Pois quanto mais conhecido Alckmin se torna, mais rejeitado pelo eleitorado ele é, e mais empacado no mesmo lugar ele fica, sem foco e sem objetivos definidos. Do jeito que anda a coisa, sairá da eleição menor do que entrou, ou, quem sabe, do mesmo tamanho que sempre teve, um político regional que não tem a dimensão do cargo a que aspira.

Nos votos válidos da pesquisa CNT/ Sensus (descontados nulos, brancos e indecisos), Lula teria hoje 62,3%; Alckmin, 23,8%; Heloísa Helena 10,4%; e Cristovam, 1,9%.

Significa dizer que Lula já alcançou o percentual que obteve no segundo turno da eleição de 2002, de 61,3%, e Alckmin não agregou absolutamente nada à votação que Serra teve no primeiro turno de 2002, de 23,2% do eleitorado.

Se a média do PT era 30%, os números atuais significam uma derrota do PSDB como partido, que estacionou na casa dos 20% do eleitorado ou, na melhor das hipóteses, pela pesquisa Datafolha também de ontem, na faixa dos 30%.

O programa de Alckmin está bem avaliado, mas não funciona, seria eficiente para um candidato a governador, que é a experiência que ele tem.
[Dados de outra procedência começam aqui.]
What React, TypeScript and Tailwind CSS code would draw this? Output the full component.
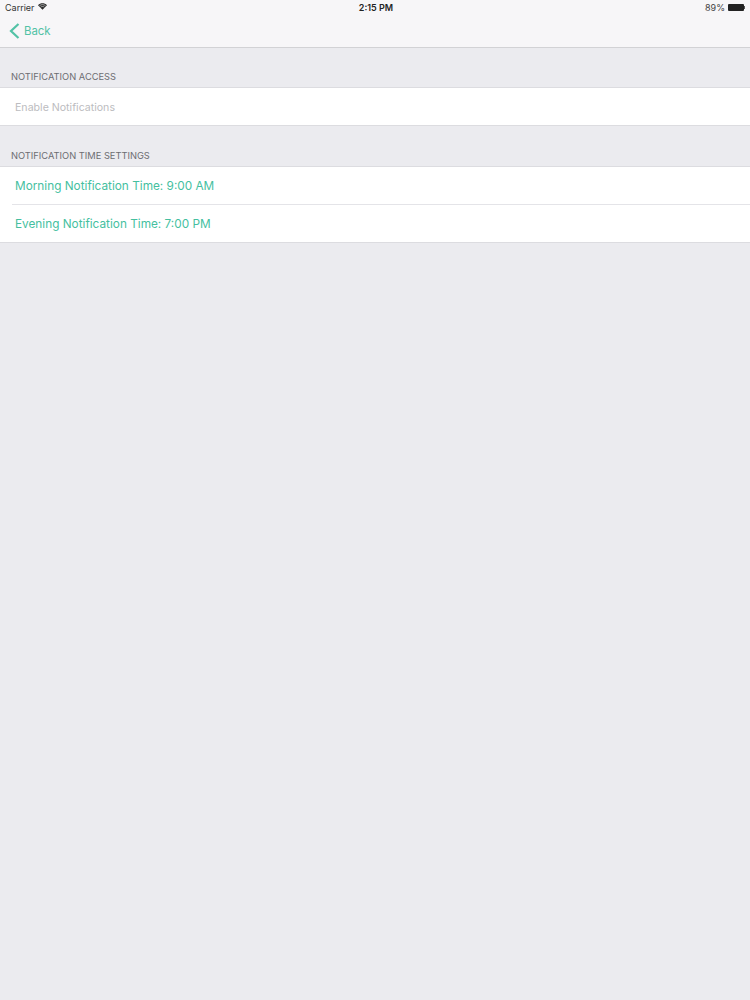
import { ReactNode } from 'react';

const font = { fontFamily: 'Inter, "Liberation Sans", sans-serif' };

const Wifi = () => (
    <svg width="9" height="7" viewBox="0 0 11 8" className="ml-[3px] mt-[-2px]">
        <path d="M5.5 8 L0 2.4 C3 -0.8 8 -0.8 11 2.4 Z" fill="#2a2a2a" />
        <path d="M1.7 3.2 C3.8 1.2 7.2 1.2 9.3 3.2" stroke="#f7f7f8" strokeWidth="0.7" fill="none" />
        <path d="M3.2 4.8 C4.5 3.7 6.5 3.7 7.8 4.8" stroke="#f7f7f8" strokeWidth="0.7" fill="none" />
    </svg>
);

const Battery = () => (
    <div className="flex items-center ml-[3px]">
        <div className="w-[16px] h-[7px] bg-[#222] rounded-[1px]" />
        <div className="w-[1px] h-[3px] bg-[#555]" />
    </div>
);

const SectionHeader = ({ children, className }: { children: ReactNode; className: string }) => (
    <div className={`px-[11px] flex items-end text-[9.3px] leading-[12px] text-[#6d6d72] ${className}`}>
        {children}
    </div>
);

export default function App() {
    return (
        <div style={font} className="w-[750px] h-[1000px] bg-[#ebebef] flex flex-col overflow-hidden">
            <header className="h-[48px] bg-[#f7f6f8] border-b border-[#d2d2d5] flex flex-col shrink-0">
                <div className="h-[15px] flex items-center justify-between px-[5px] text-[9px] text-[#333]">
                    <div className="w-[100px] flex items-center">
                        <span>Carrier</span>
                        <Wifi />
                    </div>
                    <span className="font-semibold text-[#222] ml-[2px]">2:15 PM</span>
                    <div className="w-[100px] flex items-center justify-end">
                        <span className="text-[#444]">89%</span>
                        <Battery />
                    </div>
                </div>
                <div className="flex items-center h-[32px] pl-[9px] text-[#52c2a6]">
                    <svg width="11" height="16" viewBox="0 0 11 16" fill="none">
                        <path d="M9.5 1 L2 8 L9.5 15" stroke="#52c2a6" strokeWidth="2.2" />
                    </svg>
                    <span className="text-[11.4px] ml-[4px] pt-[2px]">Back</span>
                </div>
            </header>

            <SectionHeader className="h-[39px] pb-[4px]">NOTIFICATION ACCESS</SectionHeader>
            <div className="bg-white border-y border-[#dcdce0] h-[39px] flex items-center pl-[15px] pt-[3px] text-[10.6px] text-[#bcbcc0]">
                Enable Notifications
            </div>

            <SectionHeader className="h-[40px] pb-[4px]">NOTIFICATION TIME SETTINGS</SectionHeader>
            <div className="bg-white border-y border-[#dcdce0]">
                <div className="h-[37px] flex items-center pl-[15px] pt-[3px] text-[11.8px] text-[#45bf9f]">
                    Morning Notification Time: 9:00 AM
                </div>
                <div className="ml-[12px] border-t border-[#e4e4e8]" />
                <div className="h-[37px] flex items-center pl-[15px] pt-[3px] text-[11.8px] text-[#45bf9f]">
                    Evening Notification Time: 7:00 PM
                </div>
            </div>
        </div>
    );
}
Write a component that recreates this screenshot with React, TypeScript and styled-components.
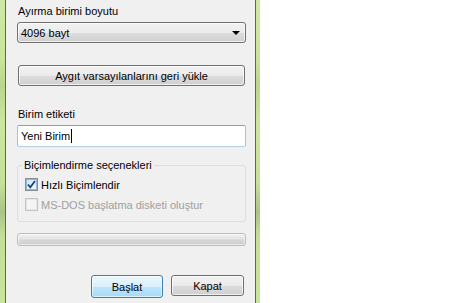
import React from 'react';
import styled, { createGlobalStyle } from 'styled-components';

const GlobalStyle = createGlobalStyle`
  html, body {
    margin: 0;
    padding: 0;
    background: #ffffff;
  }
  body {
    font-family: 'Liberation Sans', Arial, sans-serif;
    font-size: 11px;
    color: #000000;
  }
`;

const Screen = styled.div`
  display: flex;
  width: 450px;
  height: 303px;
  overflow: hidden;
  background: #ffffff;
`;

const FrameEdge = styled.div<{ $width: number }>`
  flex: 0 0 ${(props) => props.$width}px;
  background: linear-gradient(
    180deg,
    #cfe8a4 0%,
    #c9e59a 20%,
    #b9d68c 28%,
    #cbe69e 40%,
    #c6e299 60%,
    #a9c485 70%,
    #c4e097 78%,
    #c8e59c 100%
  );
`;

const Panel = styled.div`
  flex: 0 0 251px;
  background: #f0f0f0;
  border-left: 1px solid #5c6b50;
  border-right: 1px solid #5c6b50;
  padding: 0 9px 0 11px;
  box-sizing: border-box;
  display: flex;
  flex-direction: column;
`;

const Desktop = styled.div`
  flex: 1;
  background: #ffffff;
`;

const Label = styled.div<{ $top: number }>`
  margin-top: ${(props) => props.$top}px;
  line-height: 15px;
  height: 15px;
  padding-left: 1px;
`;

const Select = styled.div`
  margin-top: 3px;
  height: 21px;
  border: 1px solid #707070;
  border-radius: 3px;
  box-sizing: border-box;
  background: linear-gradient(180deg, #f2f2f2 0%, #ebebeb 50%, #dddddd 51%, #cfcfcf 100%);
  box-shadow: inset 0 0 0 1px rgba(255, 255, 255, 0.7);
  display: flex;
  align-items: center;
  justify-content: space-between;
  padding: 0 5px 0 3px;
`;

const Arrow = styled.span`
  width: 0;
  height: 0;
  border-left: 4px solid transparent;
  border-right: 4px solid transparent;
  border-top: 4px solid #000000;
`;

const PushButton = styled.button<{ $focused?: boolean; $width?: number }>`
  font: inherit;
  color: #000000;
  height: ${(props) => (props.$focused ? 23 : 21)}px;
  width: ${(props) => (props.$width ? `${props.$width}px` : 'auto')};
  border: 1px solid ${(props) => (props.$focused ? '#3c7fb1' : '#707070')};
  border-radius: 3px;
  box-sizing: border-box;
  padding: 0;
  background: ${(props) =>
    props.$focused
      ? 'linear-gradient(180deg, #eaf6fd 0%, #d9f0fc 50%, #bee6fd 51%, #a7d9f5 100%)'
      : 'linear-gradient(180deg, #f2f2f2 0%, #ebebeb 50%, #dddddd 51%, #cfcfcf 100%)'};
  box-shadow: inset 0 0 0 1px
    ${(props) => (props.$focused ? 'rgba(255, 255, 255, 0.6)' : 'rgba(255, 255, 255, 0.7)')};
  display: flex;
  align-items: center;
  justify-content: center;
`;

const WideButton = styled(PushButton)`
  margin-top: 22px;
  margin-left: 1px;
  margin-right: 1px;
`;

const TextInput = styled.div`
  margin-top: 3px;
  height: 22px;
  box-sizing: border-box;
  background: #ffffff;
  border: 1px solid #abadb3;
  border-top-color: #7da2ce;
  border-left-color: #a4c0e2;
  border-right-color: #a4c0e2;
  border-bottom-color: #b5cfe7;
  border-radius: 2px;
  display: flex;
  align-items: center;
  padding-left: 3px;
`;

const Caret = styled.span`
  display: inline-block;
  width: 1px;
  height: 14px;
  background: #000000;
  margin-left: 1px;
`;

const GroupBox = styled.fieldset`
  margin: 11px 0 0 0;
  height: 64px;
  box-sizing: border-box;
  border: 1px solid #d5dfe5;
  border-radius: 3px;
  padding: 4px 0 0 7px;
  display: flex;
  flex-direction: column;
  gap: 5px;
`;

const Legend = styled.legend`
  padding: 0 2px;
  margin-left: -3px;
  line-height: 15px;
`;

const CheckRow = styled.label<{ $disabled?: boolean }>`
  display: flex;
  align-items: center;
  gap: 3px;
  height: 15px;
  color: ${(props) => (props.$disabled ? '#a0a0a0' : '#000000')};
`;

const Box = styled.span<{ $disabled?: boolean }>`
  width: 13px;
  height: 13px;
  box-sizing: border-box;
  border: 1px solid ${(props) => (props.$disabled ? '#c4c4c4' : '#8e8f8f')};
  background: ${(props) =>
    props.$disabled
      ? '#f4f4f4'
      : 'linear-gradient(135deg, #c9e3f9 0%, #e6f2fc 60%, #f4f9fe 100%)'};
  box-shadow: inset 0 0 0 1px ${(props) => (props.$disabled ? '#e6e6e6' : '#8fb6d8')};
  display: flex;
  align-items: center;
  justify-content: center;
`;

const Progress = styled.div`
  margin-top: 11px;
  height: 13px;
  box-sizing: border-box;
  border: 1px solid #bcbcbc;
  border-radius: 3px;
  background: linear-gradient(180deg, #f3f3f3 0%, #e4e4e4 40%, #d6d6d6 60%, #cdcdcd 100%);
  box-shadow: inset 0 0 0 1px rgba(255, 255, 255, 0.6);
`;

const Actions = styled.div`
  margin-top: 29px;
  display: flex;
  gap: 8px;
  padding-left: 74px;
`;

const Check = () => (
  <svg width="9" height="9" viewBox="0 0 9 9">
    <path d="M1 4.5 L3.3 7.3 L8 1" fill="none" stroke="#1c3f80" strokeWidth="1.8" />
  </svg>
);

const App: React.FC = () => {
  return (
    <>
      <GlobalStyle />
      <Screen>
        <FrameEdge $width={5} />
        <Panel>
          <Label $top={4}>Ayırma birimi boyutu</Label>
          <Select>
            <span>4096 bayt</span>
            <Arrow />
          </Select>
          <WideButton>Aygıt varsayılanlarını geri yükle</WideButton>
          <Label $top={21}>Birim etiketi</Label>
          <TextInput>
            Yeni Birim
            <Caret />
          </TextInput>
          <GroupBox>
            <Legend>Biçimlendirme seçenekleri</Legend>
            <CheckRow>
              <Box>
                <Check />
              </Box>
              Hızlı Biçimlendir
            </CheckRow>
            <CheckRow $disabled>
              <Box $disabled />
              MS-DOS başlatma disketi oluştur
            </CheckRow>
          </GroupBox>
          <Progress />
          <Actions>
            <PushButton $focused $width={72}>
              Başlat
            </PushButton>
            <PushButton $width={73}>Kapat</PushButton>
          </Actions>
        </Panel>
        <FrameEdge $width={4} />
        <Desktop />
      </Screen>
    </>
  );
};

export default App;
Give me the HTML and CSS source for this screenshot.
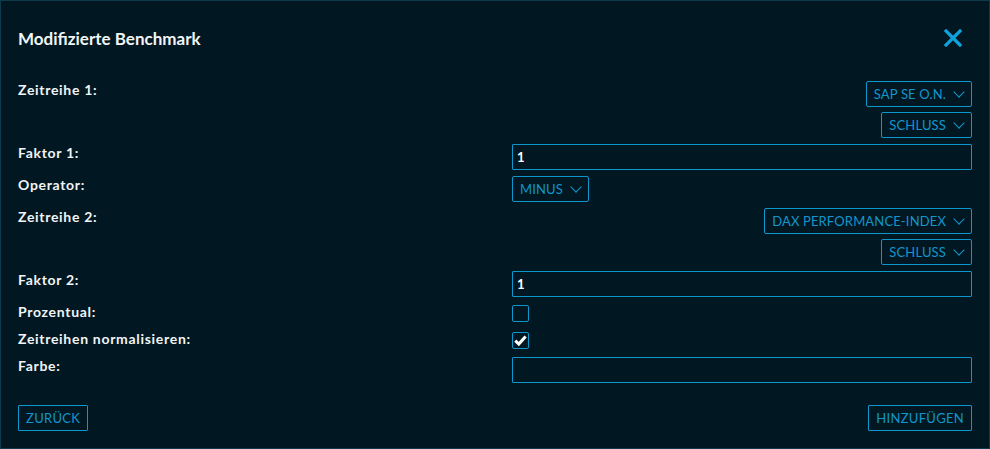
FILE: index.html
```html
<!DOCTYPE html>
<html lang="de">
<head>
    <meta charset="UTF-8">
    <meta name="viewport" content="width=device-width, initial-scale=1.0">
    <title>Modifizierte Benchmark</title>
    <link rel="stylesheet" href="styles.css">
</head>
<body>
    <div class="modal">
        <div class="modal-head">
            <h2>Modifizierte Benchmark</h2>
            <button class="close" aria-label="Schließen">
                <svg width="18" height="18" viewBox="0 0 18 18"><path d="M2 2 L16 16 M16 2 L2 16" stroke="currentColor" stroke-width="3.2" stroke-linecap="square"/></svg>
            </button>
        </div>
        <div class="form">
            <div class="row">
                <label>Zeitreihe 1:</label>
                <div class="ctrl stack">
                    <div class="select">SAP SE O.N. <span class="chev"></span></div>
                    <div class="select">Schluss <span class="chev"></span></div>
                </div>
            </div>
            <div class="row">
                <label for="faktor1">Faktor 1:</label>
                <div class="ctrl"><input type="text" id="faktor1" class="field" value="1"></div>
            </div>
            <div class="row">
                <label>Operator:</label>
                <div class="ctrl left">
                    <div class="select">Minus <span class="chev"></span></div>
                </div>
            </div>
            <div class="row">
                <label>Zeitreihe 2:</label>
                <div class="ctrl stack">
                    <div class="select">DAX Performance-Index <span class="chev"></span></div>
                    <div class="select">Schluss <span class="chev"></span></div>
                </div>
            </div>
            <div class="row">
                <label for="faktor2">Faktor 2:</label>
                <div class="ctrl"><input type="text" id="faktor2" class="field" value="1"></div>
            </div>
            <div class="row check-row">
                <label>Prozentual:</label>
                <div class="ctrl"><span class="box"></span></div>
            </div>
            <div class="row check-row">
                <label>Zeitreihen normalisieren:</label>
                <div class="ctrl">
                    <span class="box">
                        <svg width="15" height="15" viewBox="0 0 15 15"><path d="M2.3 7.6 L5.8 11 L12.6 3.4" fill="none" stroke="#fff" stroke-width="3"/></svg>
                    </span>
                </div>
            </div>
            <div class="row">
                <label for="farbe">Farbe:</label>
                <div class="ctrl"><input type="text" id="farbe" class="field"></div>
            </div>
        </div>
        <div class="modal-foot">
            <button class="btn">Zurück</button>
            <button class="btn">Hinzufügen</button>
        </div>
    </div>
</body>
</html>
```

FILE: styles.css
```css
body, html {
    margin: 0;
    padding: 0;
    background-color: #011823;
    font-family: Lato, "Noto Sans", sans-serif;
}
.modal {
    width: 990px;
    height: 449px;
    box-sizing: border-box;
    border: 1px solid #0d3a4d;
    background-color: #011823;
    padding: 0 17px;
    color: #f2f4f5;
}
.modal-head {
    height: 74px;
    display: flex;
    justify-content: space-between;
    align-items: center;
}
.modal-head h2 {
    margin: 0;
    font-size: 17px;
    font-weight: 700;
}
.close {
    background: none;
    border: none;
    padding: 0;
    margin-right: 10px;
    color: #0ea3da;
    display: flex;
    cursor: pointer;
}
.form {
    margin-top: 6px;
}
.row {
    display: flex;
    margin-bottom: 6px;
}
.row label {
    width: 494px;
    flex: none;
    font-size: 14px;
    font-weight: 700;
    letter-spacing: 0.7px;
    line-height: 17px;
}
.ctrl {
    flex: 1;
    display: flex;
}
.ctrl.stack {
    flex-direction: column;
    align-items: flex-end;
    gap: 5px;
}
.select {
    height: 26px;
    box-sizing: border-box;
    border: 1px solid #0c97cf;
    border-radius: 2px;
    display: inline-flex;
    align-items: center;
    gap: 9px;
    padding: 0 6px 0 7px;
    color: #1296cc;
    font-size: 13px;
    text-transform: uppercase;
    letter-spacing: 0.15px;
    cursor: pointer;
}
.chev {
    width: 7px;
    height: 7px;
    border-right: 1.5px solid #1296cc;
    border-bottom: 1.5px solid #1296cc;
    transform: rotate(45deg);
    margin: -4px 2px 0 0;
}
.field {
    width: 100%;
    height: 26px;
    box-sizing: border-box;
    border: 1px solid #0c97cf;
    border-radius: 1px;
    background: transparent;
    color: #fff;
    font-family: inherit;
    font-size: 13px;
    font-weight: 700;
    padding: 0 4px;
    outline: none;
}
.check-row {
    height: 21px;
}
.box {
    width: 17px;
    height: 17px;
    box-sizing: border-box;
    border: 1px solid #0c97cf;
    border-radius: 2px;
    margin-top: 2px;
    display: flex;
    align-items: center;
    justify-content: center;
}
.modal-foot {
    margin-top: 22px;
    display: flex;
    justify-content: space-between;
}
.btn {
    height: 26px;
    box-sizing: border-box;
    border: 1px solid #0c97cf;
    border-radius: 1px;
    background: transparent;
    color: #1296cc;
    font-family: inherit;
    font-size: 13px;
    text-transform: uppercase;
    letter-spacing: 0.3px;
    padding: 0 7px;
    cursor: pointer;
}
```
Teria que transformar Lula em Maluf, e nem tentou.

O sociólogo Ricardo Guedes, da Sensus, acha que, se os tucanos baterem em Lula com as denúncias já conhecidas, não vão mudar a tendência.

O que é conhecido já teria sido absorvido. O eleitorado que havia desistido de Lula depois dos escândalos voltou para ele porque o mercado eleitoral não ofereceu uma alternativa. Heloísa Helena traduziu esse voto de protesto em determinado momento, tirando inclusive mais votos de Alckmin, mas se perdeu no programa eleitoral, se apresentando de uma forma arcaica.

Ontem, na sabatina no GLOBO, Heloísa Helena foi confrontada com essa maneira arcaica de fazer política, a começar pelo linguajar empolado, até sua defesa do socialismo, mesmo que a longo prazo, e a conseqüente luta quixotesca contra os bancos e grandes corporações, sem compreender que a dívida interna é patrimônio da população de maneira geral, que coloca seu dinheiro em cadernetas de poupança e em fundos de investimentos, que a senadora insiste em classificar de especulação financeira.

Menos mal que deixou claro que não dará o calote, apenas reduzirá drasticamente os juros pagos. Se conseguir fazer isso de uma penada, sem provocar inflação e desequilíbrio fiscal e sem fuga de capitais e desenvestimento, terá dado uma contribuição relevante aos estudos econômicos, e provado na prática que existe uma grande conspiração contra o crescimento do país e a favor dos grandes lucros dos banqueiros.

Guedes acha que o eleitor tende a fazer o segundo turno já no primeiro, e por isso a maioria das eleições para governador vai terminar no primeiro turno, e a maior parte dos governadores será reeleita. Na percepção do eleitor, os ganhos macroeconômicos superam os problemas éticos que foram gerados: estabilidade da economia, geração de empregos, aumento do salário mínimo acima da inflação, queda do preço da cesta básica, programas sociais.

Hoje, apenas 18% acham que Lula pode ser responsabilizado pela corrupção e, desses, apenas 6% acham que ele teve participação direta.

A aparente apatia do eleitorado brasileiro seria, ao contrário, apoio ao governo Lula, não apenas resultado de políticas assistencialistas, como também de um bem-sucedido trabalho de convencimento da população de que não aconteceu nada além do que a corrupção normal da política brasileira.

Essa é uma questão que merece análise mais aprofundada, pois demonstraria que teve sucesso uma operação de dissimulação das atitudes do presidente da República que pode ter graves conseqüências para a democracia brasileira e gerar uma crise institucional num provável segundo governo Lula.